**The exercise**
The lines from the top of the material below through the line containing "import React from 'react';" are to be printed exactly, with pictures omitted.

**Raw data**
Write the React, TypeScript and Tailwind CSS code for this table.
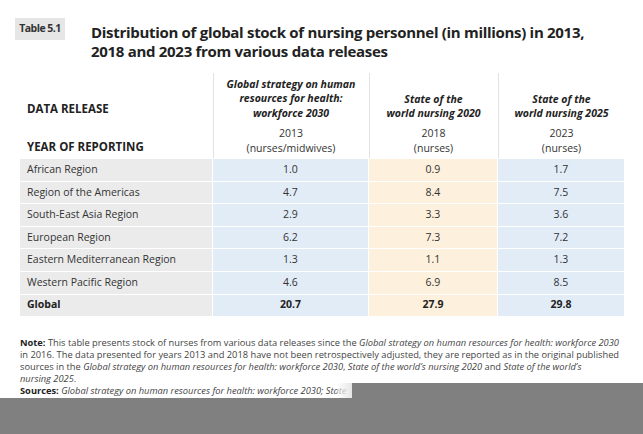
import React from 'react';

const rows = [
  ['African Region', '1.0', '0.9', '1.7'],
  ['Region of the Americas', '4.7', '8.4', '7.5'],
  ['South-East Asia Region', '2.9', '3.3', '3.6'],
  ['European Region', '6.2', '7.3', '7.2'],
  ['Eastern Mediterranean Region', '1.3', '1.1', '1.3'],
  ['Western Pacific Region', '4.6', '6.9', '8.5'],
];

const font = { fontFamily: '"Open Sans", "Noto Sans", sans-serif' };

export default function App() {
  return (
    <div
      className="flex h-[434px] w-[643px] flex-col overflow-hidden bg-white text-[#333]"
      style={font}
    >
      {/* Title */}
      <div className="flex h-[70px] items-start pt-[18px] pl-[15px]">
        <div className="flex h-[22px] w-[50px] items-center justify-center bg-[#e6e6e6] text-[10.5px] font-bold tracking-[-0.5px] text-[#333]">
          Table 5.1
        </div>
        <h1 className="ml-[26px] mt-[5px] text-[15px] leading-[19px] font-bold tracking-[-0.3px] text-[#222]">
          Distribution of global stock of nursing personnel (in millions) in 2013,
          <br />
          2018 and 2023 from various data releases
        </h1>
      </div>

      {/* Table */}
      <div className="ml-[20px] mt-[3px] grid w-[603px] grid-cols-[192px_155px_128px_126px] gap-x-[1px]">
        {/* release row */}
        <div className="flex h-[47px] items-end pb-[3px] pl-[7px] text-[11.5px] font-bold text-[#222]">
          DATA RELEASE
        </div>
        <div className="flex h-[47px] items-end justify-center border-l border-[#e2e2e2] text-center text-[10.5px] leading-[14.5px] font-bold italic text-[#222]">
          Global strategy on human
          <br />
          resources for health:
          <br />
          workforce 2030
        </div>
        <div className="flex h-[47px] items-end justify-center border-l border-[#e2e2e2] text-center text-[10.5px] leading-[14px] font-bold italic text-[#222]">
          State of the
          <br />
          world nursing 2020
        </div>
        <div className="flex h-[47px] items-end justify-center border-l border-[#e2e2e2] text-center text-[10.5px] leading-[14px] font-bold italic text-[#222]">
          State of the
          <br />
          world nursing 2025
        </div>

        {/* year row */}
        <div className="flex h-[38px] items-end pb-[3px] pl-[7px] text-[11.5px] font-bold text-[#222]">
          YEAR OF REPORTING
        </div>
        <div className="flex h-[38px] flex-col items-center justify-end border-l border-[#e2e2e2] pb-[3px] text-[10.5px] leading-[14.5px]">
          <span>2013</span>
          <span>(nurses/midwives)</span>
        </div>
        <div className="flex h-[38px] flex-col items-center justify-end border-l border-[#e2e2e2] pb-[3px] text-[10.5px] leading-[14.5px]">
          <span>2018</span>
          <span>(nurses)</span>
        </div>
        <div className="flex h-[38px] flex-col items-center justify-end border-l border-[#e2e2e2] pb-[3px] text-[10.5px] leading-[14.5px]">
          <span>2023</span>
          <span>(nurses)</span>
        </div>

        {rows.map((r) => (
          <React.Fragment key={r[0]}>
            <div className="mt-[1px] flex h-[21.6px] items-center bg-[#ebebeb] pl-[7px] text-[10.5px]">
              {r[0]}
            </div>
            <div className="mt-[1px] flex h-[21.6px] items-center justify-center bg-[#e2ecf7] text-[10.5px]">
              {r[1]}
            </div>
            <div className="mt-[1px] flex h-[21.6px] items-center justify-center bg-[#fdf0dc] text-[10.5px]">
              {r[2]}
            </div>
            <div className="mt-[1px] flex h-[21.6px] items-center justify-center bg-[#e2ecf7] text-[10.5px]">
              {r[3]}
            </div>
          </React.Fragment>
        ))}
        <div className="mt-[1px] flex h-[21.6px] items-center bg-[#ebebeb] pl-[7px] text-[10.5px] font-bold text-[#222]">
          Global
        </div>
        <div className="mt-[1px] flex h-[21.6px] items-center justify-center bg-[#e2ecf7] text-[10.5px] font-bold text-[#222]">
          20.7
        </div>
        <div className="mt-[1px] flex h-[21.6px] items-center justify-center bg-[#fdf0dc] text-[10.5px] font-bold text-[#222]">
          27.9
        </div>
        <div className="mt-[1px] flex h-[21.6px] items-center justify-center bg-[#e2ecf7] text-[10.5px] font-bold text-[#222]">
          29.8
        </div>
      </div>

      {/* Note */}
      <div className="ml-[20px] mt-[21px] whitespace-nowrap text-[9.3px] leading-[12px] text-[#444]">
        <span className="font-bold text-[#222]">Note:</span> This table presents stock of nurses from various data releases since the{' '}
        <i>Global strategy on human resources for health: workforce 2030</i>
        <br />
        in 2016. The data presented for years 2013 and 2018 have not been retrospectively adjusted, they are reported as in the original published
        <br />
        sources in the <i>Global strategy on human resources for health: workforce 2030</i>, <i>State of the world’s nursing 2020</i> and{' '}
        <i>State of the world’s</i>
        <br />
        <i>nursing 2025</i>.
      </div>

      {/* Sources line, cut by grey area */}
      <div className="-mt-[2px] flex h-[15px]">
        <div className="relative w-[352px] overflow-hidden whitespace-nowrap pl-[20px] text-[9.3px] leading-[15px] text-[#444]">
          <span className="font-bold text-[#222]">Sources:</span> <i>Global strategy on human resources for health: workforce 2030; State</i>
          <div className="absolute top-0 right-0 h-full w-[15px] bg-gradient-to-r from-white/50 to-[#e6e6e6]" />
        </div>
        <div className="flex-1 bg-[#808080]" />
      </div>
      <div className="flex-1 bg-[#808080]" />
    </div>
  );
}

**Output for this task**
Write the React, TypeScript and Tailwind CSS code for this table.
import React from 'react';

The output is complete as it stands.